A inclusão de novos sujeitos, historicamente excluídos do processo democrático, é essencial para caracterizar um regime político como verdadeiramente representativo. A democracia não se limita apenas à realização de eleições periódicas, mas também à participação efetiva de todos os cidadãos na vida pública e na tomada de decisões que impactam toda a sociedade.
A promoção da igualdade de gênero na política não apenas fortalece a democracia, também enriquece o debate público ao trazer perspectivas diversas e experiências variadas para a formulação da agenda pública. Isso é crucial para a criação de políticas mais justas, equitativas e eficazes, que não apenas respondam aos desafios de gênero, mas também promovam o desenvolvimento socioeconômico sustentável para toda a população.
O Brasil apresenta um déficit de representatividade de gênero, evidente na mínima participação das mulheres nas esferas de poder, processo decorrente do reflexo da sociedade patriarcal. Nesse contexto de crescente demanda por igualdade e representatividade política, a Lei das Eleições foi modificada pela Lei 12.034/2009, que, dentre outras alterações, apresentou mecanismos para tentar promover maior equidade, com a obrigatoriedade de registro de, pelo menos, 30% de candidatura por gêneros.
A princípio, parecia uma excelente iniciativa para remediar a situação, mas surgiram as candidaturas laranjas para burlar o sistema. Na prática, muitos partidos registram candidaturas femininas apenas para cumprir a legislação, sem fornecer o suporte necessário para campanhas eficazes. Isso resulta em um aumento no número de mulheres candidatas, que não corresponde ao número de eleitas.
É necessário admitir que a ação afirmativa, estabelecida para aumentar a presença de mulheres em cargos eletivos, foi um passo importante na luta pela igualdade de gênero. No entanto, essa medida, por si só, estava longe de garantir uma efetiva representatividade. A principal limitação desta política é que ela assegura apenas o registro das candidaturas, sem garantir que as mulheres efetivamente conquistem os cargos desejados.
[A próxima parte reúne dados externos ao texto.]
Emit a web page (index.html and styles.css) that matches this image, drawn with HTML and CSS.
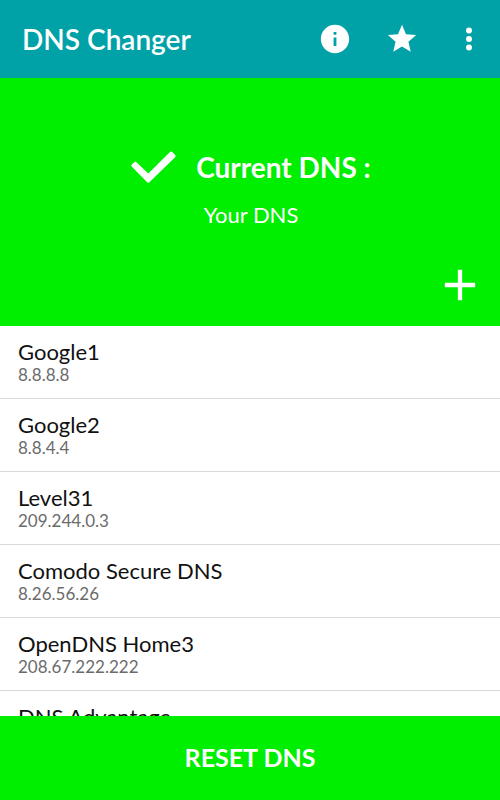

Para que as ações afirmativas se traduzam em representatividade de fato, são necessárias medidas complementares. O fornecimento de suporte financeiro adequado, treinamento político e a criação de ambientes que incentivem a participação e a liderança das mulheres, por exemplo, apresentam-se como ferramentas mais eficazes. A implementação de políticas que promovam equilíbrio de gênero deve ser acompanhada por um comprometimento real dos partidos e instituições políticas para garantir que as candidaturas femininas não sejam apenas um cumprimento de formalidades legais, mas uma oportunidade palpável de mudança.
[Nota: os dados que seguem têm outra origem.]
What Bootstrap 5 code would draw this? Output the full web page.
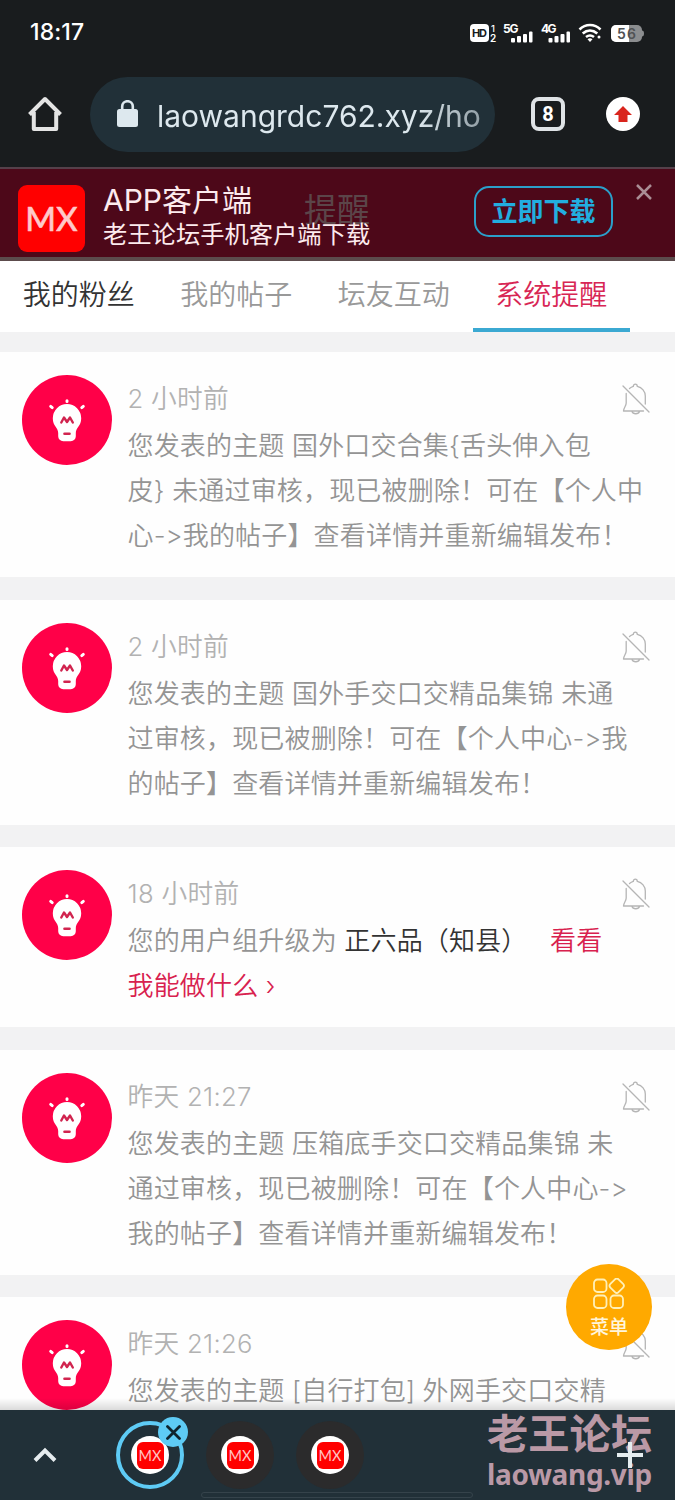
<!DOCTYPE html>
<html lang="zh-CN">
<head>
<meta charset="utf-8">
<meta name="viewport" content="width=device-width, initial-scale=1">
<title>系统提醒</title>
<link href="https://cdn.jsdelivr.net/npm/bootstrap@5.3.0/dist/css/bootstrap.min.css" rel="stylesheet">
<style>
body{font-family:Inter,"Noto Sans CJK SC",sans-serif;background:#f2f2f3;width:675px;height:1500px;overflow:hidden;line-height:1}
svg{display:block;flex:none}
.chrome-top{background:#191c1e;height:167px;color:#fff}
.status{height:65px;padding:0 30px 0 30px}
.clock{font-size:23px;font-weight:500;letter-spacing:.1px}
.toolbar-row{height:98px;padding-left:27px}
.omni{width:405px;height:75px;border-radius:38px;background:#213038;margin-left:27px;padding-left:27px;color:#dde8ee}
.url{font-size:30px;margin-left:19px;width:325px;white-space:nowrap;letter-spacing:0;overflow:hidden;line-height:44px;padding-top:3px;-webkit-mask-image:linear-gradient(90deg,#000 80%,rgba(0,0,0,.6))}
.tabcount{width:34px;height:34px;border:4px solid #dfe3e6;border-radius:8px;font-size:20px;font-weight:700;margin-left:36px;font-family:Roboto,sans-serif}
.appbar{height:94px;background:#4d0819;border-top:2px solid #55404a;border-bottom:4px solid #5c4b4c;padding-left:18px}
.mx-logo{width:67px;height:67px;border-radius:9px;background:#f00;color:#ffc9c9;font:500 33px Lato,sans-serif;margin-top:10px;-webkit-text-stroke:.5px #ffc9c9}
.ghost{left:304px;top:25px;font-size:33px;color:#5b4549}
.app-title{font-size:30px;line-height:34px;color:#fdebee;margin-left:18px;padding-top:8px}
.app-title small{display:block;font-size:24.3px;line-height:34px}
.dl{position:absolute;left:474px;top:17px;width:139px;height:51px;border:2px solid #2b9fca;border-radius:15px;color:#22aee0;font-size:26px;font-weight:700}
.close-x{position:absolute;left:636px;top:15px}
.tabs4{height:71px;background:#fff;color:#999;width:675px}
.tabs4 a{width:157.5px;height:71px;line-height:69px;font-size:28px;text-align:center;color:inherit;text-decoration:none;font-weight:350}
.tabs4 a.dark{color:#333}
.tabs4 a.on{color:#d82654;border-bottom:4px solid #3ba9d2}
.feed{margin-top:20px;flex:1;overflow:hidden;position:relative}
.feed:after{content:"";position:absolute;left:0;right:0;bottom:0;height:12px;background:linear-gradient(transparent,rgba(0,0,0,.14))}
.note{background:#fefefe;margin-bottom:22.5px;padding:23px 0 0 22px;height:225px}
.note.short{height:180px}
.msg{margin-left:15.5px;width:522.5px;font-weight:350;color:#949494;font-size:26px;letter-spacing:.17px}
.msg p{line-height:45px;white-space:nowrap;margin:0;position:relative}
.msg time{display:flex;justify-content:space-between;height:48px;line-height:48px;font-size:25.7px;color:#b2b2b2;letter-spacing:.3px}
.msg time svg{margin-top:8px}
.msg .dark{color:#333}.msg .rose{color:#d8214e}
.fab{position:absolute;left:566px;top:1264px;width:86px;height:86px;background:#ffa900;color:#fff5dc;font-size:19px;font-weight:500;z-index:3}
.dock{height:90px;background:#213038;position:relative;padding-left:32px}
.fav{width:68px;height:68px;background:#2b2b2c}
.fav.sel{background:none;border:4px solid #5ecbf5;position:relative}
.fav .inner{width:27px;height:27px;background:#f00;border-radius:6px;font:400 14.5px Lato,sans-serif;color:#ffc4c4}
.fav .disc{width:38px;height:38px;background:#fff}
.fav .off{position:absolute;left:38px;top:-8px;width:30px;height:30px;background:#5ecbf5}
.mark-wrap{position:absolute;left:487px;top:3px;color:#ba99a6;font-weight:700;white-space:nowrap}
.mark-cn{font-size:41.3px;line-height:43px}
.mark-en{font:700 28px/36px "Noto Sans",sans-serif;letter-spacing:-.35px}
.handle{position:absolute;left:201px;top:82px;width:272px;height:6px;border:1px solid #35434b;border-radius:3px}
</style>
</head>
<body class="d-flex flex-column position-relative">
<svg width="0" height="0" class="position-absolute">
<symbol id="bulb" viewBox="0 0 90 90"><circle cx="45" cy="45" r="45" fill="#ff0048"/><g fill="#fff"><path d="M45 29a14.2 14.2 0 0 0-14.2 14.2c0 8 5.4 9.300 5.400 14.800v3.200a5 5 0 0 0 5 5h7.600a5 5 0 0 0 5-5V58c0-5.500 5.400-6.800 5.400-14.800A14.200 14.200 0 0 0 45 29z"/><g stroke="#fff" stroke-width="3" stroke-linecap="round"><path d="M45 26.500v-.8M30.200 32.600l-1.500-1.200M59.800 32.600l1.500-1.200"/></g></g><path d="M39.300 47.500l2.700-5 3 4.500 3-4.500 2.800 5" fill="none" stroke="#d1244f" stroke-width="2.400" stroke-linejoin="round" stroke-linecap="round"/><path d="M42.500 58.800h5" stroke="#d1244f" stroke-width="2.600" stroke-linecap="round"/></symbol>
<symbol id="mute" viewBox="0 0 28 32"><g fill="none" stroke="#b5b5b5" stroke-width="1.300" stroke-linecap="round" stroke-linejoin="round"><path d="M1 3l26 26M7.500 5.500C9 4.200 10 3.800 11.300 3.400c0-3 4-3 4 0 4.700 1 8 5 8 9.600v8M4.200 10.500V20c0 3-2.600 5-2.700 8h20M10 28.500c1 3 6.500 3 7.500 0"/></g></symbol>
</svg>

<header class="chrome-top flex-shrink-0">
 <div class="status d-flex align-items-center justify-content-between">
  <span class="clock">18:17</span>
  <svg width="176" height="24" viewBox="0 0 176 24" fill="#fff" font-family="Inter,sans-serif" font-weight="700">
   <rect x="1" y="3" width="19" height="18" rx="4"/><text x="3" y="16.300" font-size="11" fill="#191c1e" textLength="15">HD</text>
   <text x="22" y="10.500" font-size="9.500" font-weight="500">1</text><text x="21" y="21" font-size="10" font-weight="600">2</text>
   <text x="34" y="12" font-size="12" textLength="15.500">5G</text><g id="bars"><rect x="42" y="17" width="4" height="4.500" rx="1"/><rect x="48" y="15" width="4" height="6.500" rx="1"/><rect x="54" y="13" width="4" height="8.500" rx="1"/><rect x="60" y="10.500" width="3.500" height="11" rx="1"/></g>
   <text x="72" y="12" font-size="12" textLength="15.500">4G</text><use href="#bars" x="37.500"/>
   <g fill="none" stroke="#fff" stroke-width="2.600"><path d="M110.500 8.500c6-6 15-6 21 0M113.700 12.500c4.500-4 10-4 14.600 0M117 16c2.600-2 5.400-2 8 0"/></g><path d="M118.500 18.200q2.500-1.800 5 0L121 21z"/><circle cx="130" cy="16" r="1.500"/>
   <rect x="142" y="4" width="31" height="17" rx="5" fill="#8b8d8f"/><path d="M147 4h13v17h-13a5 5 0 0 1-5-5V9a5 5 0 0 1 5-5z"/><path d="M173 9.500q2 0 2 3t-2 3z" fill="#8b8d8f"/><text x="148" y="17.600" font-size="14" font-weight="600" fill="#505254" textLength="19">56</text>
  </svg>
 </div>
 <div class="toolbar-row d-flex align-items-center">
  <svg width="36" height="36" viewBox="0 0 36 36" fill="none" stroke="#e4e4e4" stroke-width="4"><path d="M2.500 18.500L18 3l15.500 15.500M6.800 16v17h22.400V16" stroke-linejoin="round"/></svg>
  <div class="omni d-flex align-items-center"><svg width="21" height="28" viewBox="0 0 21 28"><rect y="9" width="21" height="18" rx="2.500" fill="#dde8ee"/><path d="M5.200 10V6.500a5.300 5.300 0 0 1 10.600 0V10" fill="none" stroke="#dde8ee" stroke-width="2.600"/></svg><span class="url">laowangrdc762.xyz/ho</span></div>
  <span class="tabcount d-flex align-items-center justify-content-center">8</span>
  <svg width="34" height="34" viewBox="0 0 34 34" style="margin-left:41px"><circle cx="17" cy="17" r="17" fill="#fff"/><path d="M17 9l9 9h-4.500v7h-9v-7H8z" fill="#d9251d"/></svg>
 </div>
</header>

<section class="appbar d-flex align-items-center position-relative flex-shrink-0">
 <span class="ghost position-absolute">提醒</span>
 <div class="mx-logo d-flex align-items-center justify-content-center">MX</div>
 <div class="app-title position-relative">APP客户端<small>老王论坛手机客户端下载</small></div>
 <a class="dl d-flex align-items-center justify-content-center text-decoration-none">立即下载</a>
 <svg class="close-x" width="16" height="16" viewBox="0 0 16 16" stroke="#aa8e95" stroke-width="2.500"><path d="M1 1l14 14M15 1L1 15"/></svg>
</section>

<nav class="tabs4 d-flex flex-shrink-0"><a class="dark">我的粉丝</a><a>我的帖子</a><a>坛友互动</a><a class="on">系统提醒</a></nav>

<main class="feed">
 <article class="note d-flex"><svg width="90" height="90"><use href="#bulb"/></svg><div class="msg"><time>2 小时前<svg width="28" height="32"><use href="#mute"/></svg></time><p>您发表的主题 国外口交合集{舌头伸入包</p><p>皮} 未通过审核，现已被删除！可在【个人中</p><p>心-&gt;我的帖子】查看详情并重新编辑发布！</p></div></article>
 <article class="note d-flex"><svg width="90" height="90"><use href="#bulb"/></svg><div class="msg"><time>2 小时前<svg width="28" height="32"><use href="#mute"/></svg></time><p>您发表的主题 国外手交口交精品集锦 未通</p><p>过审核，现已被删除！可在【个人中心-&gt;我</p><p>的帖子】查看详情并重新编辑发布！</p></div></article>
 <article class="note short d-flex"><svg width="90" height="90"><use href="#bulb"/></svg><div class="msg"><time>18 小时前<svg width="28" height="32"><use href="#mute"/></svg></time><p>您的用户组升级为 <span class="dark">正六品（知县）</span> &nbsp; <span class="rose">看看</span></p><p class="rose">我能做什么 ›</p></div></article>
 <article class="note d-flex"><svg width="90" height="90"><use href="#bulb"/></svg><div class="msg"><time>昨天 21:27<svg width="28" height="32"><use href="#mute"/></svg></time><p>您发表的主题 压箱底手交口交精品集锦 未</p><p>通过审核，现已被删除！可在【个人中心-&gt;</p><p>我的帖子】查看详情并重新编辑发布！</p></div></article>
 <article class="note d-flex"><svg width="90" height="90"><use href="#bulb"/></svg><div class="msg"><time>昨天 21:26<svg width="28" height="32"><use href="#mute"/></svg></time><p>您发表的主题 [自行打包] 外网手交口交精</p></div></article>
</main>

<a class="fab rounded-circle d-flex flex-column align-items-center text-decoration-none"><svg width="32" height="32" viewBox="0 0 32 32" fill="none" stroke="#fff0b8" stroke-width="1.800" style="margin:14px 0 8px"><rect x="1" y="1.500" width="12.500" height="12.500" rx="3.500"/><rect x="18" y="2" width="11.500" height="11.500" rx="2.500" transform="rotate(45 23.750 7.750)"/><rect x="1" y="17.500" width="12.500" height="12.500" rx="3.500"/><rect x="17.500" y="17.500" width="12.500" height="12.500" rx="3.500"/></svg>菜单</a>

<footer class="dock d-flex align-items-center flex-shrink-0">
 <svg width="26" height="20" viewBox="0 0 26 20" fill="none" stroke="#e6ecef" stroke-width="4"><path d="M3 15.500L13 5.500l10 10"/></svg>
 <div class="d-flex" style="gap:22px;margin-left:58px">
  <div class="fav sel rounded-circle d-flex align-items-center justify-content-center"><div class="disc rounded-circle d-flex align-items-center justify-content-center"><div class="inner d-flex align-items-center justify-content-center">MX</div></div><span class="off rounded-circle d-flex align-items-center justify-content-center"><svg width="15" height="15" viewBox="0 0 15 15" stroke="#10242e" stroke-width="2.800" stroke-linecap="round"><path d="M1.500 1.500l12 12M13.500 1.500l-12 12"/></svg></span></div>
  <div class="fav rounded-circle d-flex align-items-center justify-content-center"><div class="disc rounded-circle d-flex align-items-center justify-content-center"><div class="inner d-flex align-items-center justify-content-center">MX</div></div></div>
  <div class="fav rounded-circle d-flex align-items-center justify-content-center"><div class="disc rounded-circle d-flex align-items-center justify-content-center"><div class="inner d-flex align-items-center justify-content-center">MX</div></div></div>
 </div>
 <div class="mark-wrap"><div class="mark-cn">老王论坛</div><div class="mark-en">laowang.vip</div></div>
 <svg class="position-absolute" style="left:617px;top:32px" width="26" height="26" viewBox="0 0 26 26" stroke="#e5edf0" stroke-width="4"><path d="M13 0v26M0 13h26"/></svg>
 <span class="handle"></span>
</footer>
<script src="https://cdn.jsdelivr.net/npm/bootstrap@5.3.0/dist/js/bootstrap.bundle.min.js"></script>
</body>
</html>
Nesse sentido, o Tribunal Superior Eleitoral (TSE) aprovou, em maio deste ano, a Súmula 73, que representa um avanço significativo no combate à corrupção eleitoral, quanto às candidaturas laranjas. A súmula estabelece que os partidos políticos que descumprirem as normas de cotas de gênero e apresentarem candidaturas registradas apenas para cumprir exigências legais, sem real intenção de apoio, estarão sujeitos a sanções muito mais rigorosas.
As expectativas para a aplicação da Súmula 73 nas ações relativas às eleições municipais são elevadas. Ao estabelecer uma base legal sólida para a punição de candidaturas laranjas, a jurisprudência busca não apenas punir os infratores, mas também desencorajar outros partidos a adotar práticas semelhantes. Dentre as sanções, estão previstas multas substanciais e a perda de recursos do fundo partidário, além da possibilidade de anulação de candidaturas fraudulentas, contribuindo para uma cultura política mais ética e transparente.
Uma vez reforçadas as penalidades, espera-se que apenas candidaturas legítimas sejam aceitas. É visível mais um esforço para tentar fazer com que a corrupção dê lugar à democracia.
As eleições municipais de 2024 serão uma excelente oportunidade para a Justiça Eleitoral colocar em prática o que o Poder Legislativo estabeleceu como meta para tentar inserir mais mulheres na política e, consequentemente, nos demais espaços de influência.
Enquanto a velha política acredita que é possível burlar o sistema, inscrevendo mulheres que não recebem o menor apoio para concorrer, acreditamos que, aos poucos, esse jogo vai virar e que será cada dia mais difícil passar despercebida a tentativa de fazer limonada com as nossas laranjas.